For many, the shutdown has also put on hold restoration work to fragile listed buildings – fifty historic houses say urgent repair projects have had to be put on hold, with an average value of £217,000 per project. ‘We have had to defer substantial capital expenditure on our historic buildings and landscape until we’re in a position to afford it’, says Duncan Clark, from Braxted Park in Essex.
This means it’s very likely that the £1.4bn backlog of repairs that was already facing Historic Houses members before COVID-19 has only got bigger since March, especially with most member places having to furlough maintenance or conservation staff whose salaries were funded with income from visitors, weddings, events, filming or accommodation, all of which has dried up totally.
The worry for many is that activities like weddings may be unlikely to restart in time to avoid redundancies before the end of the furlough scheme. Around 50% say redundancies are sadly almost unavoidable, with an average of four FTE roles likely to go at individual member houses.

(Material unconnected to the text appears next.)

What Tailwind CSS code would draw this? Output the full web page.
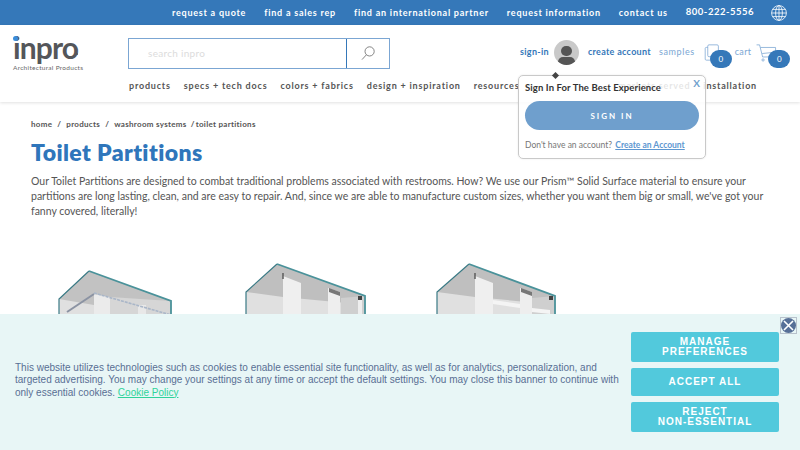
<!DOCTYPE html>
<html lang="en">
<head>
  <meta charset="UTF-8" />
  <title>Toilet Partitions - Inpro</title>
  <script src="https://cdn.jsdelivr.net/npm/@tailwindcss/browser@4"></script>
</head>
<body class="relative h-[450px] w-[800px] overflow-hidden bg-white font-['Lato',sans-serif] text-[#555]">

  <!-- Top bar -->
  <div class="flex h-[25px] items-center justify-end bg-[#3578b9] pr-[13px] text-[9px] font-bold tracking-[0.77px] text-white">
    <a class="mr-[18px]">request a quote</a>
    <a class="mr-[18px]">find a sales rep</a>
    <a class="mr-[18px]">find an international partner</a>
    <a class="mr-[18px]">request information</a>
    <a class="mr-[18px]">contact us</a>
    <a class="mr-[17px] text-[9.5px] tracking-[0.5px]">800-222-5556</a>
    <svg width="16" height="16" viewBox="0 0 16 16" fill="none" stroke="#fff" stroke-width="0.8">
      <circle cx="8" cy="8" r="7.4"/>
      <ellipse cx="8" cy="8" rx="3.4" ry="7.4"/>
      <path d="M8 .6v14.8M.6 8h14.8M1.6 4.4h12.8M1.6 11.6h12.8"/>
    </svg>
  </div>

  <!-- Header -->
  <header class="relative h-[77px] bg-white shadow-[0_1px_3px_rgba(0,0,0,0.12)]">
    <div class="flex h-[48px] items-start">
      <div class="ml-[13px] mt-[9px] w-[115px]">
        <div class="relative h-[27px] text-[30px] leading-[27px] font-bold tracking-[-0.9px] text-[#54565a]">inpro<span class="absolute left-[63px] top-[19px] h-[2px] w-[2px] rounded-full bg-[#54565a]"></span><span class="absolute left-[0px] top-[2px] h-[5px] w-[5px] rounded-full bg-[#3a8ddb]"></span></div>
        <div class="mt-[3px] text-[6.5px] leading-[8px] tracking-[0.3px] text-[#666]">Architectural Products</div>
      </div>
      <div class="mt-[13px] flex h-[31px] w-[262px] border border-[#7ba6d3]">
        <div class="flex-1 pl-[19px] text-[10px] leading-[29px] tracking-[0.3px] text-[#dcdcdc]">search inpro</div>
        <div class="flex w-[43px] items-center justify-center border-l border-l-[#3578b9]">
          <svg width="14" height="15" viewBox="0 0 14 15" fill="none" stroke="#666" stroke-width="0.8"><circle cx="8.6" cy="5.4" r="4.6"/><path d="M5.4 8.8 1 13.6"/></svg>
        </div>
      </div>
      <div class="ml-[130px] mt-[13px] flex h-[28px] items-center text-[9px]">
        <a class="font-bold tracking-[0.3px] text-[#3578b9]">sign-in</a>
        <span class="relative ml-[5px] h-[25px] w-[25px] overflow-hidden rounded-full bg-[#c9c9c9]">
          <span class="absolute left-[7px] top-[6px] h-[10px] w-[11px] rounded-full bg-[#555]"></span>
          <span class="absolute left-[4px] top-[17px] h-[10px] w-[17px] rounded-full bg-[#555]"></span>
        </span>
        <a class="ml-[9px] font-bold tracking-[0.3px] text-[#3578b9]">create account</a>
        <a class="ml-[8px] tracking-[0.6px] text-[#7ba6d3]">samples</a>
        <span class="relative ml-[9px] h-[24px] w-[26px]">
          <svg class="absolute left-0 top-[4px]" width="16" height="17" viewBox="0 0 18 20" fill="none" stroke="#7ba6d3" stroke-width="0.9"><rect x="4" y="1" width="12.5" height="14" rx="1.5"/><path d="M4 4H2.2C1.5 4 1 4.5 1 5.2v12.6C1 18.5 1.5 19 2.2 19h11c.7 0 1.3-.5 1.3-1.2V15"/></svg>
          <span class="absolute left-[6px] top-[10px] flex h-[18px] w-[22px] items-center justify-center rounded-full bg-[#3578b9] text-[8px] text-white">0</span>
        </span>
        <a class="ml-[5px] tracking-[0.3px] text-[#7ba6d3]">cart</a>
        <span class="relative ml-[7px] h-[24px] w-[33px]">
          <svg class="absolute left-[-2px] top-[4px]" width="21" height="19" viewBox="0 0 24 22" fill="none" stroke="#7ba6d3" stroke-width="0.9"><path d="M.5 1H4l3.5 14h13M5 4h17.5v5.5L7 11"/><circle cx="8" cy="18.5" r="1.3"/></svg>
          <span class="absolute left-[10px] top-[10px] flex h-[18px] w-[22px] items-center justify-center rounded-full bg-[#3578b9] text-[8px] text-white">0</span>
        </span>
      </div>
    </div>
    <nav class="relative ml-[129px] mt-[6px] flex gap-[13px] text-[9px] font-bold tracking-[0.8px] text-[#555]">
      <a>products</a>
      <a>specs + tech docs</a>
      <a>colors + fabrics</a>
      <a>design + inspiration</a>
      <a>resources</a>
      <a class="ml-auto">markets served</a>
      <a class="mr-[43px]">installation</a>
    </nav>
  </header>

  <!-- Sign in popover -->
  <div class="absolute left-[518px] top-[75px] h-[84px] w-[188px] rounded-[5px] border border-[#c9c9c9] bg-white/85 px-[6px] shadow-[0_0_2px_rgba(0,0,0,0.1)]">
    <span class="absolute left-[34px] top-[-3px] h-[5px] w-[5px] rotate-45 bg-[#444]"></span>
    <span class="absolute right-[5px] top-[0px] text-[10px] font-bold text-[#6f9fcd]">X</span>
    <div class="mt-[5px] text-[9.5px] leading-[13px] font-bold tracking-[0.1px] text-[#333]">Sign In For The Best Experience</div>
    <div class="mt-[7px] flex h-[29px] items-center justify-center rounded-full bg-[#6f9fcd] text-[8px] font-bold tracking-[2px] text-white">SIGN IN</div>
    <div class="mt-[9px] text-[8.5px] leading-[12px] text-[#777]">Don't have an account? <a class="ml-[1px] font-bold text-[#5d97d1] underline">Create an Account</a></div>
  </div>

  <!-- Main content -->
  <main class="px-[31px] pt-[16px]">
    <div class="flex text-[8px] leading-[12px] font-bold tracking-[0.3px] text-[#555]">
      <span>home</span><span class="mx-[5px]">/</span><span>products</span><span class="mx-[5px]">/</span><span>washroom systems</span><span class="ml-[4px] mr-[1px]">/</span><span>toilet partitions</span>
    </div>
    <h1 class="mt-[7px] text-[23px] leading-[30px] font-extrabold tracking-[0.4px] text-[#2f76bb]">Toilet Partitions</h1>
    <p class="mt-[7px] w-[738px] text-[10.5px] leading-[15px] text-[#555]">Our Toilet Partitions are designed to combat traditional problems associated with restrooms. How? We use our Prism™ Solid Surface material to ensure your partitions are long lasting, clean, and are easy to repair. And, since we are able to manufacture custom sizes, whether you want them big or small, we've got your fanny covered, literally!</p>

    <!-- Partition renderings -->
    <div class="mt-[43px] flex items-start">
      <svg class="ml-[27px] mt-[7px]" width="116" height="46" viewBox="0 0 116 46">
        <path d="M1 30 31 2 113 32v14H1z" fill="#c2c2c2"/>
        <path d="M1 30 36 36v10H1z" fill="#e0e0e0"/>
        <path d="M52 28 113 32v14H52z" fill="#d6d6d6"/>
        <path d="M36 46V25l16 3v18z" fill="#ebebeb"/>
        <path d="M80 46V36h8v10z" fill="#e8e8e8"/>
        <path d="M9 43 36 25" stroke="#8b93a3" stroke-width="2" fill="none"/>
        <path d="M36 24 113 46" stroke="#a9b6c8" stroke-width="1.6" stroke-dasharray="3 1" fill="none"/>
        <path d="M1 46V30L31 2" fill="none" stroke="#3a7a85" stroke-width="1.2"/>
        <path d="M31 2 113 32v14" fill="none" stroke="#4a929a" stroke-width="1.8"/>
      </svg>
      <svg class="ml-[71px]" width="122" height="53" viewBox="0 0 122 53">
        <path d="M1 30 32 2 120 34v19H1z" fill="#bfbfbf"/>
        <path d="M1 30 38 35 112 42v11H1z" fill="#e0e0e0"/>
        <path d="M96 36 120 34v19H96z" fill="#cfcfcf"/>
        <path d="M38 53V14l18 7v32z" fill="#efefef"/>
        <path d="M83 53V26l12 4v23z" fill="#eeeeee"/>
        <path d="M113 53V36h4v17z" fill="#eeeeee"/>
        <path d="M38 11v6" stroke="#555" stroke-width="1.4" fill="none"/>
        <path d="M84 26l11 4v4l-11-4z" fill="#777"/>
        <path d="M113 34h4v4h-4z" fill="#444"/>
        <path d="M1 53V30L32 2" fill="none" stroke="#3a7a85" stroke-width="1.2"/>
        <path d="M32 2 120 34v19" fill="none" stroke="#4a929a" stroke-width="1.8"/>
      </svg>
      <svg class="ml-[69px]" width="122" height="53" viewBox="0 0 122 53">
        <path d="M1 30 33 2 119 34v19H1z" fill="#bfbfbf"/>
        <path d="M1 30 39 35 112 42v11H1z" fill="#e0e0e0"/>
        <path d="M96 36 119 34v19H96z" fill="#cfcfcf"/>
        <path d="M39 53V14l18 7v32z" fill="#efefef"/>
        <path d="M84 53V26l12 4v23z" fill="#eeeeee"/>
        <path d="M57 38 84 42v4L57 42z" fill="#f4f4f4"/>
        <path d="M96 46 114 48v4L96 50z" fill="#f4f4f4"/>
        <path d="M39 11v6" stroke="#555" stroke-width="1.4" fill="none"/>
        <path d="M85 26l11 4v4l-11-4z" fill="#777"/>
        <path d="M113 34h4v4h-4z" fill="#444"/>
        <path d="M1 53V30L33 2" fill="none" stroke="#3a7a85" stroke-width="1.2"/>
        <path d="M33 2 119 34v19" fill="none" stroke="#4a929a" stroke-width="1.8"/>
      </svg>
    </div>
  </main>

  <!-- Cookie banner -->
  <div class="absolute inset-x-0 bottom-0 flex h-[136px] items-center bg-[#e8f6f6] pl-[15px] pr-[21px] font-['Liberation_Sans',sans-serif]">
    <button class="absolute right-[3px] top-[3px] flex h-[17px] w-[17px] items-center justify-center border border-[#b8c2cc]">
      <span class="flex h-[15px] w-[15px] items-center justify-center rounded-full bg-[#566f97]">
        <svg width="11" height="11" viewBox="0 0 11 11" stroke="#fff" stroke-width="1.6"><path d="M1 1l9 9M10 1 1 10"/></svg>
      </span>
    </button>
    <p class="-mt-[3px] w-[606px] text-[10px] leading-[12.6px] text-[#596f94]">This website utilizes technologies such as cookies to enable essential site functionality, as well as for analytics, personalization, and targeted advertising. You may change your settings at any time or accept the default settings. You may close this banner to continue with only essential cookies. <a class="text-[#2fd39a] underline">Cookie Policy</a></p>
    <div class="ml-auto flex w-[148px] flex-col gap-[6px] text-center text-[10px] leading-[10px] font-bold tracking-[1px] text-white">
      <div class="flex h-[30px] items-center justify-center rounded-[2px] bg-[#52c9dc]">MANAGE<br>PREFERENCES</div>
      <div class="flex h-[28px] items-center justify-center rounded-[2px] bg-[#52c9dc]">ACCEPT ALL</div>
      <div class="flex h-[30px] items-center justify-center rounded-[2px] bg-[#52c9dc]">REJECT<br>NON-ESSENTIAL</div>
    </div>
  </div>
</body>
</html>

Over half report that they’re considering major restructuring or fundamental changes to their business model as a result of COVID-19. New sorts of business activity are being actively considered, such as the drive-through cinema experiences popping up at places like Knebworth House in Hertfordshire, run by Martha Lytton-Cobbold, Deputy President of Historic Houses, who has already reopened her garden and shop and is offering a take-away service from the café.

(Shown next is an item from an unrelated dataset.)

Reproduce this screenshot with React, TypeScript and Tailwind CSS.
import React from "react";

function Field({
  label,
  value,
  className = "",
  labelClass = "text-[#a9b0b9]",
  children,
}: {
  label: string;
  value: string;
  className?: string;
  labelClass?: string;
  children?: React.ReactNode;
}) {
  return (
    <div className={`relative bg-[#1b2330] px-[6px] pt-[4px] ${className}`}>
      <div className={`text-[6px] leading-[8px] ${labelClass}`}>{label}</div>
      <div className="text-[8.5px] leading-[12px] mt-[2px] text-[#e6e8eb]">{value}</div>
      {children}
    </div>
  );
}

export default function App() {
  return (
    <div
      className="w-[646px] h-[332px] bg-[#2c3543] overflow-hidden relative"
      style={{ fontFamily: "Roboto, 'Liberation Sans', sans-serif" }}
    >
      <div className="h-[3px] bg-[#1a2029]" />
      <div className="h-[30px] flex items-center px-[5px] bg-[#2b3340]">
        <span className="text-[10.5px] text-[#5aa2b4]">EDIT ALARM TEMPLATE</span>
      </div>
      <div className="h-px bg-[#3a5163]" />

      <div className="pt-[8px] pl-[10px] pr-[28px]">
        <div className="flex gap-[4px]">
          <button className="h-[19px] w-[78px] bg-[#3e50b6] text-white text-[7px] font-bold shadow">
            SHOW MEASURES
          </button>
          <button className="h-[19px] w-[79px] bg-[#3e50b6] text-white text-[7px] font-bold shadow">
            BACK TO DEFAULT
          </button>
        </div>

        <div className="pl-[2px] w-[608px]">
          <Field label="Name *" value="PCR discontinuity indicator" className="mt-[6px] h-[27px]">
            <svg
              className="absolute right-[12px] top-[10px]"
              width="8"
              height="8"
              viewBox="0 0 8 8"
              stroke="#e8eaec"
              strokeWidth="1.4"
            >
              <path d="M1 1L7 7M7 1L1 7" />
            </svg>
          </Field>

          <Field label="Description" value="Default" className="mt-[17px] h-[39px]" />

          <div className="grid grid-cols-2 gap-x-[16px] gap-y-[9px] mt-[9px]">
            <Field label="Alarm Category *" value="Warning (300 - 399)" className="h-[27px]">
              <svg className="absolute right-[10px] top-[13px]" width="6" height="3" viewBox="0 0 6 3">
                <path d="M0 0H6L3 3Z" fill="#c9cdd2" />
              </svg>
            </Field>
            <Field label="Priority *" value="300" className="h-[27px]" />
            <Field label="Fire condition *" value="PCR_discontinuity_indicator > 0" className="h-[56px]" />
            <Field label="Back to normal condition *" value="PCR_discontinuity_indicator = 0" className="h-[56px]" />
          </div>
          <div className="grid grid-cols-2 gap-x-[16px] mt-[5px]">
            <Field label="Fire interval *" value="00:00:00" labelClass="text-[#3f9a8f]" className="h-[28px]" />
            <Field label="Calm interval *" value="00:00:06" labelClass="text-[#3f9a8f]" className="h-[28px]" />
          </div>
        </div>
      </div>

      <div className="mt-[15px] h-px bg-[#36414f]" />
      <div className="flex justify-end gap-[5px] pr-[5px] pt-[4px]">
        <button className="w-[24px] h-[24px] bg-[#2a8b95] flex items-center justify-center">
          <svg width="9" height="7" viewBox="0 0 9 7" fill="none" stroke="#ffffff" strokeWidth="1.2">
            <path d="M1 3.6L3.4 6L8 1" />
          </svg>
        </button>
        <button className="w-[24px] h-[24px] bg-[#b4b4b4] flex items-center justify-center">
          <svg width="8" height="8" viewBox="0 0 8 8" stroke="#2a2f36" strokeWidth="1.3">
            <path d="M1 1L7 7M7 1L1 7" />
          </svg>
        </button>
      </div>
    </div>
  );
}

Others are having to retrench and review their business model carefully. ‘It no longer makes sense to staff a bed and breakfast and offer dining,’ says Sammie Coryton, at Pentillie in Cornwall, where tourism is so vital for the region’s economy. ‘We’ll now just let the whole castle as a self-catering holiday home, while we re-consider our other events like outdoor theatre. Despite all the worry, it’s been an opportunity to take a long hard look at our offer, to make some fundamental changes, and to come back better.’
Back at Iford Manor, William Cartwright-Hignett agrees that the crisis might lead to positive change – eventually – as well as damage. ‘We’re still planning on opening a new restaurant and shop next year,’ says, ‘but we’ll widen the accessible areas of the garden, so people have more room to be apart.’

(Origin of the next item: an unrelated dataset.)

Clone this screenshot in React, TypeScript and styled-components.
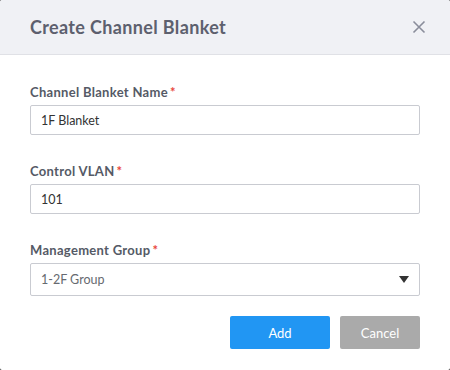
import React from "react";
import styled, { createGlobalStyle } from "styled-components";

const Global = createGlobalStyle`
  html, body { margin: 0; padding: 0; background: #2b2b2b; }
  body { font-family: Lato, "Noto Sans", sans-serif; }
  * { box-sizing: border-box; }
`;

const Dialog = styled.div`
  width: 450px;
  height: 370px;
  background: #ffffff;
  border-radius: 2px;
  overflow: hidden;
  display: flex;
  flex-direction: column;
`;

const Header = styled.div`
  height: 55px;
  background: #f0f1f5;
  border-bottom: 1px solid #e0e1e6;
  display: flex;
  align-items: center;
  justify-content: space-between;
  padding: 0 24px 0 30px;
`;

const Title = styled.h1`
  margin: 0;
  font-size: 18px;
  font-weight: 700;
  letter-spacing: 0.35px;
  color: #5d606e;
`;

const Close = styled.button`
  border: 0;
  background: transparent;
  padding: 0;
  width: 14px;
  height: 14px;
  display: flex;
  cursor: pointer;
`;

const Body = styled.div`
  padding: 28px 30px 0 30px;
  display: flex;
  flex-direction: column;
  gap: 27px;
`;

const Field = styled.div`
  display: flex;
  flex-direction: column;
  gap: 4px;
`;

const Label = styled.label`
  font-size: 13px;
  font-weight: 700;
  letter-spacing: 0.3px;
  color: #555a66;
  line-height: 18px;
`;

const Star = styled.span`
  color: #e8453c;
  margin-left: 2px;
`;

const Input = styled.div<{ $h?: number; $muted?: boolean }>`
  height: ${(p) => p.$h ?? 30}px;
  border: 1px solid #c9cbd1;
  border-radius: 2px;
  display: flex;
  align-items: center;
  justify-content: space-between;
  padding: 0 10px;
  font-size: 12.5px;
  color: ${(p) => (p.$muted ? "#666a70" : "#333333")};
`;

const Footer = styled.div`
  display: flex;
  justify-content: flex-end;
  gap: 10px;
  padding: 20px 30px 0 30px;
`;

const Button = styled.button<{ $primary?: boolean }>`
  width: ${(p) => (p.$primary ? 100 : 80)}px;
  height: 33px;
  border: 0;
  border-radius: 2px;
  background: ${(p) => (p.$primary ? "#2196f3" : "#aaaaaa")};
  color: #ffffff;
  font-family: inherit;
  font-size: 13px;
  font-weight: 400;
  cursor: pointer;
`;

export default function App() {
  return (
    <>
      <Global />
      <Dialog>
        <Header>
          <Title>Create Channel Blanket</Title>
          <Close aria-label="close">
            <svg width="14" height="14" viewBox="0 0 14 14">
              <path d="M1.5 1.5 L12.5 12.5 M12.5 1.5 L1.5 12.5" stroke="#8a8d9b" strokeWidth="1.6" />
            </svg>
          </Close>
        </Header>
        <Body>
          <Field>
            <Label>Channel Blanket Name<Star>*</Star></Label>
            <Input>1F Blanket</Input>
          </Field>
          <Field>
            <Label>Control VLAN<Star>*</Star></Label>
            <Input>101</Input>
          </Field>
          <Field>
            <Label>Management Group<Star>*</Star></Label>
            <Input $h={33} $muted>
              1-2F Group
              <svg width="10" height="7" viewBox="0 0 10 7">
                <path d="M0 0 H10 L5 7 Z" fill="#333" />
              </svg>
            </Input>
          </Field>
        </Body>
        <Footer>
          <Button $primary>Add</Button>
          <Button>Cancel</Button>
        </Footer>
      </Dialog>
    </>
  );
}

Others ponder whether the trend for working from home will lead to more midweek visitors, and in general there is widespread rethinking of opening hours in a diversity of ways – from extending their dates to make up for lost time, through replacing free-flow visiting with guided tours, to reducing their opening hours where they depend on volunteers who may themselves be older and vulnerable.
‘After the Second World War my cousin had to sell all the farmland and turn her house into an old people’s home – while she was still living in it – in order to keep the roof on the Norman keep,’ says Jason Lindsay, whose family is descended from the Earls of Oxford, who built Hedingham Castle in the twelfth century. ‘But that wasn’t working by the 1980s, when we inherited it from her, so in the last twenty or thirty years we’ve grown a tourist business, with 25,000 visitors a year coming for our buildings and our jousting events, and a thriving wedding business that provides 70% of the income we need to pay all our staff and maintain the historic fabric. That’s all been on hold since March and shows no sign of picking up any time soon, so we’ll need to cut costs and find other sources of income. If my predecessor managed to take desperate measures to keep the place standing, I’m determined to adapt, not be the weak link.’